I was researching how Christianity came to the New World,
and some of the stories are pretty gruesome. Some of the conquistador priests
didn’t mind using force, and some of the first conquistadors were bloodthirsty.
The Franciscan Friars tended to gather hundreds of Indians in one place, throw
water over all of them and consider them baptized into the faith. As a result,
many Indian groups in North America think that the Catholic faith is about
following certain rituals instead of about becoming disciples of a resurrected
Man-God. When they add the Catholic rituals to their beliefs in the spirits,
they create a hybrid (called syncretism) that looks like Catholicism on the
outside but hasn’t committed them to God on the inside. We saw a lot of this
when we were living in Guerrero. The men in our village would make their annual
trek up the mountain to the altar of St Mark, but this Mark was the rain god, not
the writer of the gospel. We knew because you had to be drunk to communicate
with him, and honoring him included things like making animal sacrifices,
speaking with the dead, and telling the future from mirrors and stones. The
people called themselves Catholic, but they weren’t aware that Jesus solves our
issue with sin and death. Because of the way Spanish colonialism introduced
Christianity on this continent, there are many people who are not aware of the
good news about Jesus, even though their religious practices have a thin veneer
of Christian ritual overlaying their pre-Colombian beliefs.
But there are good stories. Some of the Spanish priests
traveled in small bands from village to village with an interpreter and
preached the gospel. When someone responded, they baptized him and gave him a few more days of instruction
before moving on, expecting him to baptize and disciple the rest. I would love
to hear how things went after the priests left because this is not much
different from what Peter or Paul did in the book of Acts. Of course Paul kept
discipling his converts through letters and visits, but perhaps the friars did
this, too. I would love to know more about this. Did discipleship happen in
colonial times? Although Christianity looked very different back then, so
different we would not now recognize it, still we have to realize that many of
those missionary priests were motivated by the same love for Jesus that moves
us today to go to Indian villages with the gospel. One Indian group was asked
why thy accepted the friars and their response was, “Because these go about
poorly dressed and barefoot just like us; they eat what we eat; they settle
among us; and their intercourse with us is gentle.” We have to honor them for that.

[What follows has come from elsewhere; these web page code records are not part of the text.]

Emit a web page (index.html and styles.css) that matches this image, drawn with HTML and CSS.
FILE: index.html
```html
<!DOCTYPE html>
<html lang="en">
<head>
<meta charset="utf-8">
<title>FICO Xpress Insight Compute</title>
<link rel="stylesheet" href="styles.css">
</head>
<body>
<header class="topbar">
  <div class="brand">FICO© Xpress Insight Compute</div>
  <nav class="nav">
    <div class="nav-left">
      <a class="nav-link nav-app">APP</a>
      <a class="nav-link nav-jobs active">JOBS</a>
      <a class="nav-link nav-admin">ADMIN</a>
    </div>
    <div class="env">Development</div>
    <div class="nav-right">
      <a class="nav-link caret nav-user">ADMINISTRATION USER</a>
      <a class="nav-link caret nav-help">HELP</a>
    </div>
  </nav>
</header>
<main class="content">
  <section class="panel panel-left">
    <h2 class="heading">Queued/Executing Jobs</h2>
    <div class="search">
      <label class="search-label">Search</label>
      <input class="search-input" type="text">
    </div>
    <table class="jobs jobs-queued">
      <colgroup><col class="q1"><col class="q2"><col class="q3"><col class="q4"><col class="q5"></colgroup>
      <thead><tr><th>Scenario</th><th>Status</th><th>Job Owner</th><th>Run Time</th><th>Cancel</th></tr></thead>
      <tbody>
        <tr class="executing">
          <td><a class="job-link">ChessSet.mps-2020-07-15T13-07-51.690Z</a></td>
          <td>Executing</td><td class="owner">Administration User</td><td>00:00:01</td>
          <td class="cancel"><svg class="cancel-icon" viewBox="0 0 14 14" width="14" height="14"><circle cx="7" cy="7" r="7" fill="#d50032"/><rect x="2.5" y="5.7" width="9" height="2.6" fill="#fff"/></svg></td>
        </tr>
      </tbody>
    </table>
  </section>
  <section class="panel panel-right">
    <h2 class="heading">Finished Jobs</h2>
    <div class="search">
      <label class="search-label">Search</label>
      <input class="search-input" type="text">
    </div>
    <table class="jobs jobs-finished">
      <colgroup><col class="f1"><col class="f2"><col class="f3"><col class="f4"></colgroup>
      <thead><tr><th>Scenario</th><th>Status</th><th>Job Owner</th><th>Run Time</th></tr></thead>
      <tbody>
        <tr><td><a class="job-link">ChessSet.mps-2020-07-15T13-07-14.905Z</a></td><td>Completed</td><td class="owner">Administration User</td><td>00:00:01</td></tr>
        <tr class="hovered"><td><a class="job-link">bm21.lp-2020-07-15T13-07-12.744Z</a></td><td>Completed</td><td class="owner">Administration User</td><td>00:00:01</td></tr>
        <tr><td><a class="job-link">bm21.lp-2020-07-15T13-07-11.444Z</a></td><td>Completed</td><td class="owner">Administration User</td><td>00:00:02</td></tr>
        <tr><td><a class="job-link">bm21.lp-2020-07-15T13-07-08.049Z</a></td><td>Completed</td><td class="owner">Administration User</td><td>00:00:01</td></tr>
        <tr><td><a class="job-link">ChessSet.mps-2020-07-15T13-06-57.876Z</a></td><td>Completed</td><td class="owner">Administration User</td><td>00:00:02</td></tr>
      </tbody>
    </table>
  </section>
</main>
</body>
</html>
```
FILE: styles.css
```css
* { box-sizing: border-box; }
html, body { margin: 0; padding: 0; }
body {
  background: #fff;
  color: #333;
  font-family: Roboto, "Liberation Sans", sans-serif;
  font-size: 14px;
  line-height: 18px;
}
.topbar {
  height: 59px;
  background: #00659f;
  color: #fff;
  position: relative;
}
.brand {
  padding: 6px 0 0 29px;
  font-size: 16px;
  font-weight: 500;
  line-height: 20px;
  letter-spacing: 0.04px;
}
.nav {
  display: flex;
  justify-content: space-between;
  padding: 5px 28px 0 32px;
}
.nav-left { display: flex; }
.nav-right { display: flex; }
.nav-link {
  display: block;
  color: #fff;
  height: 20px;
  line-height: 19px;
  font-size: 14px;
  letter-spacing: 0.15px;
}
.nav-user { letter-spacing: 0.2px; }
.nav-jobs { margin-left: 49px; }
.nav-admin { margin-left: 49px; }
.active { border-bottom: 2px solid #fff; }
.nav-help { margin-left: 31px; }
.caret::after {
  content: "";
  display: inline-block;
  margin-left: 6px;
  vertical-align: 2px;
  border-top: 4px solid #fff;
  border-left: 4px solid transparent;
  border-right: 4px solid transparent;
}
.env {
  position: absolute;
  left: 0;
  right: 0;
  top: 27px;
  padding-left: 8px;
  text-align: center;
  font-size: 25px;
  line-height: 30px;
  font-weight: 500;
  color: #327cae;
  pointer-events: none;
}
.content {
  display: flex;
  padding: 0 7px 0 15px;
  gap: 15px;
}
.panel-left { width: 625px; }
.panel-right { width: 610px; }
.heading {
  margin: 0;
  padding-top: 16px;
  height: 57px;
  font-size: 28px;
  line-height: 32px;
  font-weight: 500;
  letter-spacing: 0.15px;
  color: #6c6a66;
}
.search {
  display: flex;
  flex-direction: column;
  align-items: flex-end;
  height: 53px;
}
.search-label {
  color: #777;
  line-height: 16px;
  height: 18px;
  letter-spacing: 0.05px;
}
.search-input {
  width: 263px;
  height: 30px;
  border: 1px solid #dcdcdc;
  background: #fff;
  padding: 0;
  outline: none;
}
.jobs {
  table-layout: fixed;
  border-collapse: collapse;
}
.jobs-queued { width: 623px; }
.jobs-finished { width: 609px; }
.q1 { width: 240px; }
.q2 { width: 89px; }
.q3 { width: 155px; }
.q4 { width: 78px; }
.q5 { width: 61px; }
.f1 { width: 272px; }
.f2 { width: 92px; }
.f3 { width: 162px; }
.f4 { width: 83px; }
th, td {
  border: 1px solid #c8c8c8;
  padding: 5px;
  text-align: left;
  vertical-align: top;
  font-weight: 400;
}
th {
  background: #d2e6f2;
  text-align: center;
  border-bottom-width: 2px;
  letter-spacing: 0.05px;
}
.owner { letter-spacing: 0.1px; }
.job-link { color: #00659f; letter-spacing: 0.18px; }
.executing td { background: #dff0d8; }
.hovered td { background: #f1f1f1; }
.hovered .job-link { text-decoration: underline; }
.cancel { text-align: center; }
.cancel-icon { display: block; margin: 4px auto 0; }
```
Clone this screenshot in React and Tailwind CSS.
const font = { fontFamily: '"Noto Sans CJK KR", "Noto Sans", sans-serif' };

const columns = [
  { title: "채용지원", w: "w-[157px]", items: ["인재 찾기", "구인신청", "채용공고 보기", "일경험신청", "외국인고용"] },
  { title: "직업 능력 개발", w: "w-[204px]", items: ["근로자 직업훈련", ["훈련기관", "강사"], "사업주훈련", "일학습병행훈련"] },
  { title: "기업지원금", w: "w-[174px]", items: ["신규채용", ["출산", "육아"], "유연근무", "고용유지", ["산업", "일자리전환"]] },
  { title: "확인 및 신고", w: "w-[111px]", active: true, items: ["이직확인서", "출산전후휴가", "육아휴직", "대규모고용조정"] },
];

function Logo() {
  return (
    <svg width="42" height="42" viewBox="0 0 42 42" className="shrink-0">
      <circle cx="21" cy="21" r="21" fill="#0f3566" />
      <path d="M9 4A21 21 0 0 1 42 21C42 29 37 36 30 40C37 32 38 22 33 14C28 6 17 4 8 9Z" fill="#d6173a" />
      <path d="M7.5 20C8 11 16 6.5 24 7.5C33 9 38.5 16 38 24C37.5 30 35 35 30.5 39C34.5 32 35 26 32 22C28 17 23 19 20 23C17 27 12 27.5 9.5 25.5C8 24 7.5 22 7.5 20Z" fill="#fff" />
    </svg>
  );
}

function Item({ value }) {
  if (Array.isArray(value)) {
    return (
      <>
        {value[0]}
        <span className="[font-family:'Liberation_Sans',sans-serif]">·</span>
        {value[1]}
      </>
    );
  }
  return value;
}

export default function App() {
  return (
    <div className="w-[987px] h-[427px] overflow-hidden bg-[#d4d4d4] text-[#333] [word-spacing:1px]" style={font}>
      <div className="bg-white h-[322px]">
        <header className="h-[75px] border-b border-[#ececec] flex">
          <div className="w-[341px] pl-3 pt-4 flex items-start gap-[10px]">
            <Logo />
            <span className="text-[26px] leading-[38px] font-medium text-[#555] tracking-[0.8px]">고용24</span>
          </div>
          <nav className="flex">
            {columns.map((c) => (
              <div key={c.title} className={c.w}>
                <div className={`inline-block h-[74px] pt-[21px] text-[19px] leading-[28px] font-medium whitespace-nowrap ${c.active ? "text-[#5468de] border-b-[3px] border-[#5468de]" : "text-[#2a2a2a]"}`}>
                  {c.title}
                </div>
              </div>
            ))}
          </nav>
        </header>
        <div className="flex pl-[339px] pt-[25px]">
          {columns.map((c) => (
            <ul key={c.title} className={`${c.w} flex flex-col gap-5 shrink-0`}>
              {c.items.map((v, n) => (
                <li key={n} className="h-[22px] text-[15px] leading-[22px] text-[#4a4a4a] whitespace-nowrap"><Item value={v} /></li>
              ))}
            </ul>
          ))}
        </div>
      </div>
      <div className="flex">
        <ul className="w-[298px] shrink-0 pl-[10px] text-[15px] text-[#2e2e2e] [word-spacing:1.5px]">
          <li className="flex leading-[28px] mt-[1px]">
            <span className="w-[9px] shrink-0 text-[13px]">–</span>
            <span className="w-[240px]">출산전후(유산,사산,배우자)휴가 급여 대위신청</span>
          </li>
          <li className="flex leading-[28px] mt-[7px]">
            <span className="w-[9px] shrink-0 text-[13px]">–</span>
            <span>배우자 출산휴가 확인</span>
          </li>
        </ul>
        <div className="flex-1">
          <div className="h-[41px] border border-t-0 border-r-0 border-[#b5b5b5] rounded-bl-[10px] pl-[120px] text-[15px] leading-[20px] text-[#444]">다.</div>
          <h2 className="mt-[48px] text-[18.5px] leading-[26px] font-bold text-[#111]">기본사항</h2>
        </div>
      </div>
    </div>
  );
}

They made huge mistakes. Yes. But so do we, and we love Jesus no more fervently than they.
You’d think the colonial days are over. Sadly, they are not. When
Robert came back from his trip, he brought back this story, which has a sad
ending. Not all our stories are happy. A
Hispanic church planter we know was sent out from his church to work with an
Indian group. He moved to the village and lived humbly among them. He worked
hard. Things went slowly. Although at first he had been committed to learning
the language, he found it difficult, so he continued to evangelize in Spanish.
His home church, a megachurch in a big city, had a change in leadership, and
the new pastor could not understand why work among the indigenous should grow
so slowly, so he persuaded the church to drop this missionary’s support. The
missionary became a tent-maker, barely eking a living from various trades.
After ten years, the missionary decided he was called to move on. There was a
small congregation that would remain faithful. This brings gladness. But here was also the problem: it had
no leaders. The missionary had pastored the church from the beginning, and no
one in the group could match his gifts or his knowledge. So the missionary invited
someone from another church a few hours away to take over. This new pastor
brought these practices with him: the Lord’s Supper was only served once a year
with wine that had to be brought in from the founding church in Chile; baptism
could only be performed by someone approved by the founding church; and the
members of the congregation would be forbidden from meeting for fellowship with
believers from any other churches. Even though there are so few Indian
believers in the area, they would not be able to come together for
encouragement. The church would be sealed off and controlled from afar. This is
a sad story that repeats itself over and over among Indian churches in Mexico. So just as it was 500 years ago, the story of bringing Jesus to people of other languages in this hemisphere is a mixture of gladness and sadness. Even as more and more people come to Jesus, colonialism is still alive and well here.